What gets discovered

The agent scans three types of Kubernetes resources:

Ingresses -- the bread and butter. For each Ingress rule, the agent extracts the hostname and path, determines whether TLS is configured (HTTPS vs HTTP), and creates an HTTP monitor. An Ingress with host: api.example.com and TLS enabled becomes a monitor for https://api.example.com/.

Services (LoadBalancer / NodePort) -- for services exposed outside the cluster. LoadBalancer services get HTTP monitors on well-known ports (80, 443, 8080, etc.) and TCP monitors on everything else. NodePort services get TCP monitors on their node ports.

Gateway API HTTPRoutes -- the newer alternative to Ingresses (Long live the King!). The agent reads the hostnames field and creates HTTPS monitors for each one.

You can scope discovery with namespace filtering (K8S_NAMESPACE="production" or "all") and label selectors (K8S_LABEL_SELECTOR="statusdude.io/monitor=true") so you are not monitoring every single thing in the cluster -- just the stuff that matters.

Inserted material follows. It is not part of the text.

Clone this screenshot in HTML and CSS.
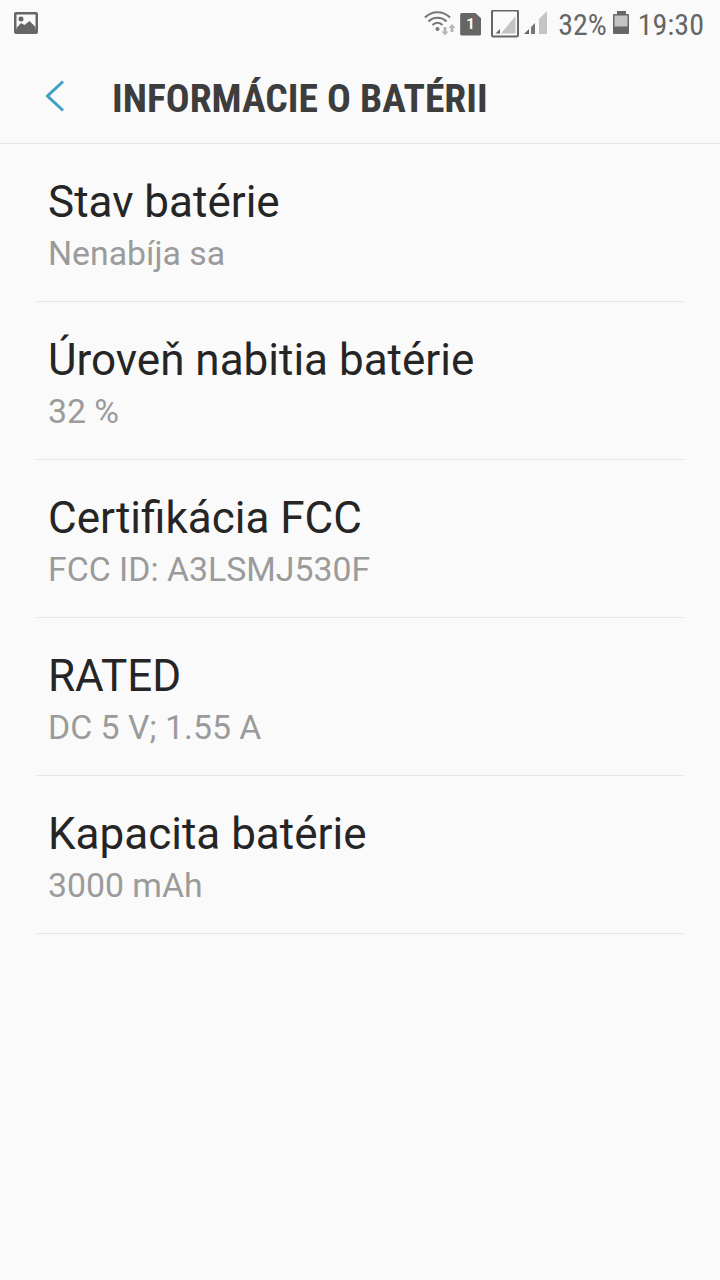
FILE: index.html
```html
<!DOCTYPE html>
<html lang="sk">
<head>
    <meta charset="UTF-8">
    <meta name="viewport" content="width=device-width, initial-scale=1.0">
    <title>Informácie o batérii</title>
    <link rel="stylesheet" href="styles.css">
</head>
<body>
    <div class="status-bar">
        <svg class="icon-picture" width="24" height="24" viewBox="0 0 24 24">
            <rect x="0" y="0" width="24" height="22" rx="2" fill="#666"/>
            <rect x="2.500" y="2.500" width="19" height="15" fill="#fafafa"/>
            <circle cx="7" cy="7" r="2.500" fill="#666"/>
            <path d="M2.500 16 L7 11 L10.500 13 L15.500 9 L21.500 15 V19 H2.500 Z" fill="#666"/>
        </svg>
        <div class="status-right">
            <svg width="32" height="28" viewBox="0 0 32 28">
                <path d="M1 7.500 C8 0.500 19 0.500 26 7.500" fill="none" stroke="#777" stroke-width="2.200"/>
                <path d="M4.500 11.500 C9.500 6.500 17.500 6.500 22.500 11.500" fill="none" stroke="#777" stroke-width="2.200"/>
                <path d="M8.500 15 C11.500 12 15.500 12 18.500 15" fill="none" stroke="#777" stroke-width="2.200"/>
                <circle cx="13.500" cy="19" r="2" fill="#777"/>
                <path d="M19.500 17 H22.500 V21.500 H24.500 L21 25.500 L17.500 21.500 H19.500 Z" fill="#b5b5b5"/>
                <path d="M28 14 L31.500 18 H29.500 V22 H26.500 V18 H24.500 Z" fill="#b5b5b5"/>
            </svg>
            <div class="sim-badge">1</div>
            <svg class="no-sim" width="28" height="28" viewBox="0 0 28 28">
                <rect x="1" y="0.500" width="26" height="26" rx="1.500" fill="none" stroke="#666" stroke-width="2"/>
                <path d="M10 23.500 L24.500 6 V23.500 Z" fill="#c4c4c4"/>
                <path d="M4.500 23.500 L9 19 V23.500 Z" fill="#666"/>
            </svg>
            <svg class="signal" width="24" height="28" viewBox="0 0 24 28">
                <path d="M0 24 L5 19 V24 Z" fill="#666"/>
                <path d="M7 17 L11 13 V24 H7 Z" fill="#777"/>
                <path d="M15 9 L23 1 V24 H15 Z" fill="#c4c4c4"/>
            </svg>
            <span class="status-text percent">32%</span>
            <svg class="battery" width="16" height="28" viewBox="0 0 16 28">
                <path d="M1 4 H4 V1 H13 V4 H15 Q16 4 16 5 V23 Q16 24 15 24 H1 Q0 24 0 23 V5 Q0 4 1 4 Z" fill="#666"/>
                <rect x="1.500" y="5.500" width="13" height="11" fill="#c4c4c4"/>
            </svg>
            <span class="status-text clock">19:30</span>
        </div>
    </div>

    <header class="app-bar">
        <svg class="back" width="24" height="36" viewBox="0 0 24 36">
            <path d="M19 3.500 L3.500 18 L19 32.500" fill="none" stroke="#3f9fc4" stroke-width="3"/>
        </svg>
        <h1>INFORMÁCIE O BATÉRII</h1>
    </header>

    <ul class="info-list">
        <li>
            <div class="item-title">Stav batérie</div>
            <div class="item-sub">Nenabíja sa</div>
        </li>
        <li>
            <div class="item-title">Úroveň nabitia batérie</div>
            <div class="item-sub">32 %</div>
        </li>
        <li>
            <div class="item-title">Certifikácia FCC</div>
            <div class="item-sub">FCC ID: A3LSMJ530F</div>
        </li>
        <li>
            <div class="item-title">RATED</div>
            <div class="item-sub">DC 5 V; 1.55 A</div>
        </li>
        <li>
            <div class="item-title">Kapacita batérie</div>
            <div class="item-sub">3000 mAh</div>
        </li>
    </ul>
</body>
</html>
```

FILE: styles.css
```css
* {
    box-sizing: border-box;
    margin: 0;
    padding: 0;
}

body {
    font-family: Roboto, sans-serif;
    background-color: #fafafa;
    height: 1280px;
    overflow: hidden;
}

.status-bar {
    height: 48px;
    padding: 10px 16px 10px 14px;
    display: flex;
    justify-content: space-between;
    align-items: center;
}

.status-right {
    display: flex;
    align-items: center;
}

.sim-badge {
    width: 21px;
    height: 23px;
    margin-left: 4px;
    margin-right: 10px;
    background-color: #666;
    color: #fafafa;
    font-size: 15px;
    font-weight: 700;
    line-height: 23px;
    text-align: center;
    border-radius: 2px;
    clip-path: polygon(0 0, 70% 0, 100% 25%, 100% 100%, 0 100%);
}

.signal {
    margin-left: 5px;
}

.status-text {
    color: #666;
    font-size: 30px;
    font-stretch: condensed;
}

.percent {
    margin-left: 10px;
}

.battery {
    margin-left: 6px;
}

.clock {
    margin-left: 9px;
}

.app-bar {
    height: 96px;
    display: flex;
    align-items: center;
    padding-left: 44px;
    border-bottom: 1px solid #e6e6e6;
}

.app-bar h1 {
    margin-left: 44px;
    padding-top: 6px;
    font-size: 39.600px;
    font-weight: 700;
    font-stretch: condensed;
    color: #3d3d3d;
}

.info-list {
    list-style: none;
    padding: 0 36px;
}

.info-list li {
    height: 158px;
    padding: 31px 12px 0;
    border-bottom: 1px solid #e6e6e6;
}

.item-title {
    font-size: 44px;
    line-height: 54px;
    color: #252525;
}

.item-sub {
    font-size: 33.800px;
    line-height: 49px;
    color: #9b9b9b;
}
```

Smart tagging from K8s labels

Nobody wants to manually tag 50 monitors. The agent extracts tags automatically from Kubernetes labels and metadata:

k8s-autodiscovery -- applied to everything the agent creates, so you can filter at a glance
Cluster ID -- the first 12 characters of your kube-system namespace UID (e.g., cluster:a1b2c3d4e5f6)
Namespace -- production, staging, whatever it finds
App labels -- app, app.kubernetes.io/name, app.kubernetes.io/component, k8s-app -- the values become tags

The extraction is smart about skipping noise. Labels like pod-template-hash, controller-revision-hash, or helm.sh/chart are ignored. Values that look like hashes (more than 80% hex characters) are skipped too. So app=frontend becomes the tag frontend, but pod-template-hash=7c9f8b6d4a does not become anything.

The YAML comparison

Let's see what it takes to monitor a new service with different tools.

Prometheus ServiceMonitor approach:

apiVersion: monitoring.coreos.com/v1
kind: ServiceMonitor
metadata:
  name: checkout-service
  namespace: monitoring
  labels:
    release: prometheus
spec:
  selector:
    matchLabels:
      app: checkout
  namespaceSelector:
    matchNames:
      - production
  endpoints:
    - port: http
      interval: 30s
      path: /metrics
      scrapeTimeout: 10s

That is 18 lines of YAML per service. And it assumes you have the Prometheus Operator CRD installed, a Prometheus instance configured to pick up ServiceMonitors with that label selector, and a Grafana dashboard to actually visualize the data. Oh, and this monitors metrics, not uptime -- you still need alerting rules on top.

StatusDude auto-discovery approach:

# That's it. There's no YAML. The agent found it automatically.

Zero lines. Deploy your service, give it an Ingress, and the next discovery cycle picks it up. If you want to be selective, add a label: statusdude.io/monitor: "true".

Orphan handling: deploy removes a service, monitor auto-pauses

This is the part that made us unreasonably happy to build. When a Kubernetes resource disappears -- someone deletes the Ingress, scales down a service, removes a namespace -- the next discovery cycle notices it is gone.

By default, the orphaned monitor gets paused, not deleted. Your historical uptime data and incident history are preserved. If the service comes back (a rollback, a redeployment), the monitor resumes from where it left off.

If you prefer a clean slate, set K8S_DELETE_ORPHANED_MONITORS=true and orphaned monitors get deleted entirely. Either way, you never end up with ghost monitors pinging dead endpoints.

The reconcile API handles this atomically -- the agent sends its full desired state, and anything managed by that agent that is not in the manifest gets cleaned up. No polling for deletions, no separate garbage collection job, no race conditions.

The bottom line

Kubernetes already knows what is running in your cluster. Your monitoring tool should be able to read that information instead of asking you to type it in again. One agent pod, one API token, zero YAML files to maintain. Services appear, monitors appear. Services disappear, monitors pause. Labels become tags. Namespaces become filters.

That is the entire pitch. We think monitoring should be boring -- in the good way, where it just works and you forget it is there until something actually breaks.